Update, 8/6/19, by Gaspard Le Dem:
Metro’s Silver Line extension has a tangible opening date, at least according to one transit agency.
The Metropolitan Washington Airports Authority tells DCist that the Silver Line to Dulles Airport and Loudoun County will open on or around July 16, 2020, which had been revised earlier this summer after several construction delays.
“Give or take a few days, that’s the date we have come up with based on the analysis of materials given to us by our contractors and by statistical analysis,” says Marcia McAllister, a spokesperson for MWAA.
WTOP first reported the potential start date.
The transit authority has figured out ways to work around significant delays reported by contractors last June, according to McAllister.
“It looks like a lot of that work can be done simultaneously rather than stretching it out,” she says. “Instead of doing that work one at the time, they can have crews working on all of their problems.”
MWAA is overseeing construction on the project, but the ultimate decision about the first day of service rests with the Metro Board. And WMATA isn’t committing to a start date yet.
“Metro will establish a revenue start date once the project (including the rail yard) has been completed to our standards and requirements, and accepted by Metro for final testing and safety certification,” spokesperson Ian Jannetta told DCist in an emailed statement.
Original: The extension of the Silver Line has hit new delays, according to the latest progress report from the Metropolitan Washington Airports Authority, the agency in charge of the project.
Capital Rail Constructors, which is working on stations and tracks, is approximately eight months behind schedule, and Hensel Phelps, the contractor responsible for constructing a rail yard for the project, is more than a year-and-a-half behind. The latest progress report says that between March and April, Hensel Phelps “slipped” an additional 67 days behind.
Will Thompson, the vice president and district manager for Hensel Phelps, said the delays have to do with changes in “testing criteria” for the rail yard. Per the report, the rail yard’s critical progress needs include testing, safety and security certification, and HVAC installation.
The contractors are projecting that the rail yard, tracks, and stations are all scheduled to be completed by the end of July 2020—but the Metropolitan Washington Airports Authority has not approved the schedules.
The first phase of the project opened in 2014 with five new stations (McLean, Tysons Corner, Greensboro, Spring Hill and Wiehle-Reston East), the first new Metro line since 1991. The second phase will add another six stations, including a stop at Dulles International Airport. The Silver Line extension was originally slated to open in 2018 before a slew of changes pushed the timeline back (the delay added at least $95 million to the project’s price tag).

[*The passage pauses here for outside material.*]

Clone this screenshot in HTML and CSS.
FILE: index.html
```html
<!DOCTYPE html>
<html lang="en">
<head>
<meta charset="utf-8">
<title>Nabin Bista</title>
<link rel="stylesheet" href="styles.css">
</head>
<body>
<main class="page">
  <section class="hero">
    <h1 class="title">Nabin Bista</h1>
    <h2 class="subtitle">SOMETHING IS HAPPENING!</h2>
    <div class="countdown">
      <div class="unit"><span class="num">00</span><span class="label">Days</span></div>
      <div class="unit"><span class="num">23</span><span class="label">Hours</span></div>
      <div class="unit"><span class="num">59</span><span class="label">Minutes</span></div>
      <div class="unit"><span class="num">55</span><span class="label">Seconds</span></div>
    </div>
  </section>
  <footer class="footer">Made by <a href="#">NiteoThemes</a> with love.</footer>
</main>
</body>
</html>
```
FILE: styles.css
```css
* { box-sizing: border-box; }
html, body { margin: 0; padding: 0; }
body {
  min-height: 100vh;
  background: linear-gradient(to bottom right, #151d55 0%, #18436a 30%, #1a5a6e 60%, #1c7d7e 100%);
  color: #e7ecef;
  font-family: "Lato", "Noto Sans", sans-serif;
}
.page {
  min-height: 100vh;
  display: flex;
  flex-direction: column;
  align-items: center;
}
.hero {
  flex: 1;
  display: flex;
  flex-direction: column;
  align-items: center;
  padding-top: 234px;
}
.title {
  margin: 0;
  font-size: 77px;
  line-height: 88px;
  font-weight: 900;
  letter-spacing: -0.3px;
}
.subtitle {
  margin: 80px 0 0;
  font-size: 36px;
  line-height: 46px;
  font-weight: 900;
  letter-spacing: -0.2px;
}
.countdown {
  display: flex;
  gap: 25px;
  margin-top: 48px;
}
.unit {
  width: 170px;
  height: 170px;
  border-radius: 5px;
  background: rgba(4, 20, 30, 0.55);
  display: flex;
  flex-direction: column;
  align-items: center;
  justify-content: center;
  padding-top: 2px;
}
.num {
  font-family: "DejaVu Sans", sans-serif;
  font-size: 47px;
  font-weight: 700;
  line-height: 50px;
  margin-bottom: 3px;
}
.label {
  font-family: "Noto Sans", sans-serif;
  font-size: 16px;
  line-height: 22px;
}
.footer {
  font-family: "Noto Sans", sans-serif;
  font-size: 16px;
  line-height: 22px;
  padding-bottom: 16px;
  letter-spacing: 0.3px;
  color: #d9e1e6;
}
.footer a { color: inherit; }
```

Cracks in concrete structures were found as far back as 2015. In April, the Washington Post reported a raft of problems with the project—including cracks in concrete pedestals at the Dulles Airport station, and an impasse over how to deal with hundreds of flawed concrete rail ties. (The rail ties provide support in areas where multiple tracks come together.)
In April, according to the progress report, “discussions continued among the Airports Authority, WMATA, and CRC and its vendors and subcontractors to mitigate the delays.”
The report also said that Hensel Phelps and the authority were “actively and collectively making efforts” to speed up the completion of the rail yard.
Keith Couch, project director for Capital Rail Constructors, said repair work on the pedestals will begin within the next two weeks, and the group is in discussions with both Metro and the airports authority over its revised special track design to address the concrete rail tie issue.
Starting in October, Capital Rail Constructors will have to pay the authority penalties if it fails to deliver the project by its scheduled date for substantial completion: August 7. Marcia McAllister, a spokesperson for the airports authority, told WAMU via email that Hensel Phelps’ scheduled date for substantial completion was December 18 of last year.
“That was not achieved,” wrote McAllister. “We are currently in negotiations with them for the costs of the delays.”
Thompson of Hensel Phelps said the parties were still working on determining “a mutually agreeable schedule” for completion of the project.
This project, the second phase of work on the Silver Line, is the first time a Metro extension is being done by private contractors and not the transit agency itself. The contractors will hand the project over to Metro once their work is substantially complete. At that time, Metro will take approximately two months to test the tracks before passengers can begin traveling on the new portion of the system.
ATU Local 689, the union representing most of the area’s transit employees, has expressed concern about what it has called “privatization” of the Metro system. Metro has accepted proposals from a number of companies interested in managing the new portion of the Silver Line — a move Metro’s General Manager Paul Wiedefeld has said would “hold down pension cost growth.” A Metro spokesperson said the proposals, which were due last month, are currently under review.
Barry Hobson, the chief of staff for Local 689, recently told WAMU that Silver Line privatization, and an ongoing dispute over transit worker pensions, are likely to be points of contention in the union’s next round of contract negotiations with Metro. The contract negotiations will begin at the start of next year.